The horror. And so we come full circle: the boomers rebelling against The Man from their protected, privileged redoubts upheld by their scorned parents; their children rebelling against Western civilization—wholly ignorant about what it is or how it came to be—from their protected, privileged redoubts upheld by the very bourgeoisie they scorn. Oh, “The horror! The horror!” (Heart of Darkness, Joseph Conrad)


…but English and its home offer hope

Disgusted and dispirited by the movies of today, my husband and I have entertained ourselves with movies of yester year on cold winter nights in 2018. What sheer pleasure to listen to witty repartee—that you can understand without pounding music drowning all dialogue—and a triumphant kiss—that tells you everything you need to know about the romantic union!

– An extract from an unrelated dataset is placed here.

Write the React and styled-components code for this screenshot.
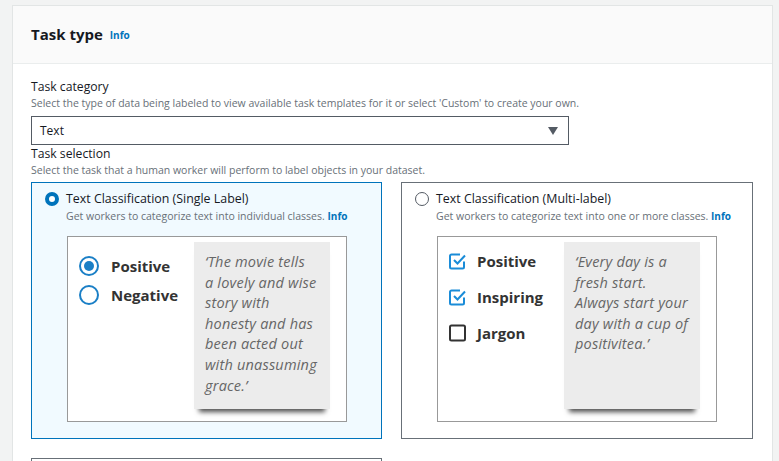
import React from "react";
import styled, { createGlobalStyle } from "styled-components";

const Global = createGlobalStyle`
  html, body { margin: 0; padding: 0; background: #f2f3f3; }
  body { font-family: "Open Sans", "Noto Sans", sans-serif; color: #16191f; }
  * { box-sizing: border-box; }
`;

const Page = styled.div`
  padding: 5px 6px 0 12px;
  height: 461px;
  overflow: hidden;
`;

const Panel = styled.section`
  background: #fff;
  border: 1px solid #e2e5e5;
  border-bottom: none;
  height: 100%;
`;

const Header = styled.header`
  height: 58px;
  background: #fafafa;
  border-bottom: 1px solid #eaeded;
  display: flex;
  align-items: center;
  padding: 0 18px 0 18px;
  gap: 7px;
`;

const Title = styled.h2`
  margin: 0 0 1px 0;
  font-size: 15px;
  font-weight: 700;
  color: #16191f;
`;

const InfoLink = styled.a`
  color: #0073bb;
  font-weight: 700;
  font-size: ${(p) => p.$size || 10}px;
  text-decoration: none;
`;

const Body = styled.div`
  padding: 14px 18px 0 18px;
  display: flex;
  flex-direction: column;
`;

const Label = styled.div`
  font-size: 12.2px;
  line-height: 18px;
  color: #16191f;
`;

const Desc = styled.div`
  font-size: 10.5px;
  line-height: 14px;
  color: #687078;
  margin-bottom: ${(p) => p.$mb || 0}px;
`;

const Select = styled.div`
  width: 538px;
  height: 29px;
  border: 1px solid #545b64;
  display: flex;
  align-items: center;
  justify-content: space-between;
  padding: 0 10px 0 8px;
  font-size: 12px;
  color: #16191f;
`;

const Caret = styled.span`
  width: 0;
  height: 0;
  border-left: 5px solid transparent;
  border-right: 5px solid transparent;
  border-top: 8px solid #545b64;
`;

const Cards = styled.div`
  display: grid;
  grid-template-columns: 351px 352px;
  column-gap: 19px;
  row-gap: 19px;
`;

const Card = styled.div`
  height: 257px;
  border: 1px solid ${(p) => (p.$selected ? "#0073bb" : "#687078")};
  background: ${(p) => (p.$selected ? "#f1faff" : "#fff")};
  padding: 8px 13px 0 13px;
  display: flex;
  flex-direction: column;
`;

const CardHead = styled.div`
  display: flex;
  align-items: center;
  gap: 7px;
  height: 16px;
`;

const CardTitle = styled.div`
  font-size: 12.4px;
  line-height: 16px;
  color: #16191f;
`;

const CardDesc = styled.div`
  font-size: 10.5px;
  line-height: 14px;
  color: #687078;
  margin: 2px 0 0 21px;
`;

const SmallRadio = styled.span`
  width: 14px;
  height: 14px;
  border-radius: 50%;
  flex: none;
  border: ${(p) => (p.$on ? "4px solid #0073bb" : "1px solid #545b64")};
  background: #fff;
`;

const Illustration = styled.div`
  margin: 13px 0 0 22px;
  width: 280px;
  height: 186px;
  border: 1px solid #999;
  background: #fff;
  display: flex;
  padding: 5px 16px 0 11px;
`;

const Options = styled.div`
  flex: 1;
  display: flex;
  flex-direction: column;
  gap: ${(p) => p.$gap}px;
  padding-top: ${(p) => p.$pt}px;
`;

const Option = styled.div`
  display: flex;
  align-items: center;
  gap: ${(p) => p.$gap}px;
  font-family: "Open Sans", "Noto Sans", sans-serif;
  font-weight: 700;
  font-size: 15px;
  line-height: 20px;
  color: #333;
`;

const BigRadio = styled.span`
  width: 20px;
  height: 20px;
  border-radius: 50%;
  border: 2px solid #1a7fc6;
  display: flex;
  align-items: center;
  justify-content: center;
  flex: none;
  &::after {
    content: "";
    width: 10px;
    height: 10px;
    border-radius: 50%;
    background: ${(p) => (p.$on ? "#1a7fc6" : "transparent")};
  }
`;

const Quote = styled.div`
  width: 136px;
  height: 167px;
  background: #ececec;
  flex: none;
  padding: 10px 0 0 11px;
  font-style: italic;
  font-size: 14.5px;
  line-height: 20.6px;
  letter-spacing: 0.2px;
  color: #666;
  white-space: nowrap;
  box-shadow: 0 8px 5px -5px rgba(0, 0, 0, 0.7);
`;

const Check = ({ on }) =>
  on ? (
    <svg width="18" height="18" viewBox="0 0 18 18" style={{ flex: "none" }}>
      <path
        d="M15 9.5V15a1.5 1.5 0 0 1-1.5 1.5h-11A1.5 1.5 0 0 1 1 15V4a1.5 1.5 0 0 1 1.5-1.5H11"
        fill="none"
        stroke="#1a8cd8"
        strokeWidth="2"
      />
      <path d="M5 8l3.5 3.5L16 3.5" fill="none" stroke="#1a8cd8" strokeWidth="2" />
    </svg>
  ) : (
    <svg width="18" height="18" viewBox="0 0 18 18" style={{ flex: "none" }}>
      <rect x="1" y="1.5" width="15" height="15" rx="1.5" fill="none" stroke="#333" strokeWidth="2" />
    </svg>
  );

const lines1 = ["‘The movie tells", "a lovely and wise", "story with", "honesty and has", "been acted out", "with unassuming", "grace.’"];
const lines2 = ["‘Every day is a", "fresh start.", "Always start your", "day with a cup of", "positivitea.’"];

export default function App() {
  return (
    <>
      <Global />
      <Page>
        <Panel>
          <Header>
            <Title>Task type</Title>
            <InfoLink href="#">Info</InfoLink>
          </Header>
          <Body>
            <Label>Task category</Label>
            <Desc $mb={6}>
              Select the type of data being labeled to view available task templates for it or select 'Custom' to
              create your own.
            </Desc>
            <Select>
              <span>Text</span>
              <Caret />
            </Select>
            <Label>Task selection</Label>
            <Desc $mb={5}>Select the task that a human worker will perform to label objects in your dataset.</Desc>
            <Cards>
              <Card $selected>
                <CardHead>
                  <SmallRadio $on />
                  <CardTitle>Text Classification (Single Label)</CardTitle>
                </CardHead>
                <CardDesc>
                  Get workers to categorize text into individual classes.{" "}
                  <InfoLink href="#">Info</InfoLink>
                </CardDesc>
                <Illustration>
                  <Options $gap={9} $pt={14}>
                    <Option $gap={12}>
                      <BigRadio $on />
                      Positive
                    </Option>
                    <Option $gap={12}>
                      <BigRadio />
                      Negative
                    </Option>
                  </Options>
                  <Quote>
                    {lines1.map((l, i) => (
                      <div key={i}>{l}</div>
                    ))}
                  </Quote>
                </Illustration>
              </Card>
              <Card>
                <CardHead>
                  <SmallRadio />
                  <CardTitle>Text Classification (Multi-label)</CardTitle>
                </CardHead>
                <CardDesc>
                  Get workers to categorize text into one or more classes.{" "}
                  <InfoLink href="#">Info</InfoLink>
                </CardDesc>
                <Illustration>
                  <Options $gap={16} $pt={9}>
                    <Option $gap={10}>
                      <Check on />
                      Positive
                    </Option>
                    <Option $gap={10}>
                      <Check on />
                      Inspiring
                    </Option>
                    <Option $gap={10}>
                      <Check />
                      Jargon
                    </Option>
                  </Options>
                  <Quote>
                    {lines2.map((l, i) => (
                      <div key={i}>{l}</div>
                    ))}
                  </Quote>
                </Illustration>
              </Card>
              <Card />
            </Cards>
          </Body>
        </Panel>
      </Page>
    </>
  );
}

The Village by Sharon Thirkettle

Cultural strength. The other night we watched Mrs Miniver, and I saw the resiliency of the Anglo world. The second world war had wrought its damage to England: The Miniver’s house had suffered much damage from the nightly bombing while the family huddled in the dugout in the garden, but it still stood; the son’s wife was killed by debris from a bomb on the way home from taking him back to the airbase, but he still flew; the old stationmaster was killed in an air raid, but old and young still carried on with home and civic duties.

And there they all were, the family and parishioners, in the bombed-out church at Sunday service as neatly and well dressed as they could manage in the dangerous days in 1940. They raised their voices to the open sky, praising God and asking for the strength to protect their beloved Isle. They were indomitable, loyal to one another and patriotic to their country. All the Hitlers in the world cannot beat that.

Cultural leadership. Winston Churchill inspires us still: “Never give in, never, never, never, never—in nothing, great or small, large or petty—never give in except to convictions of honour and good sense.”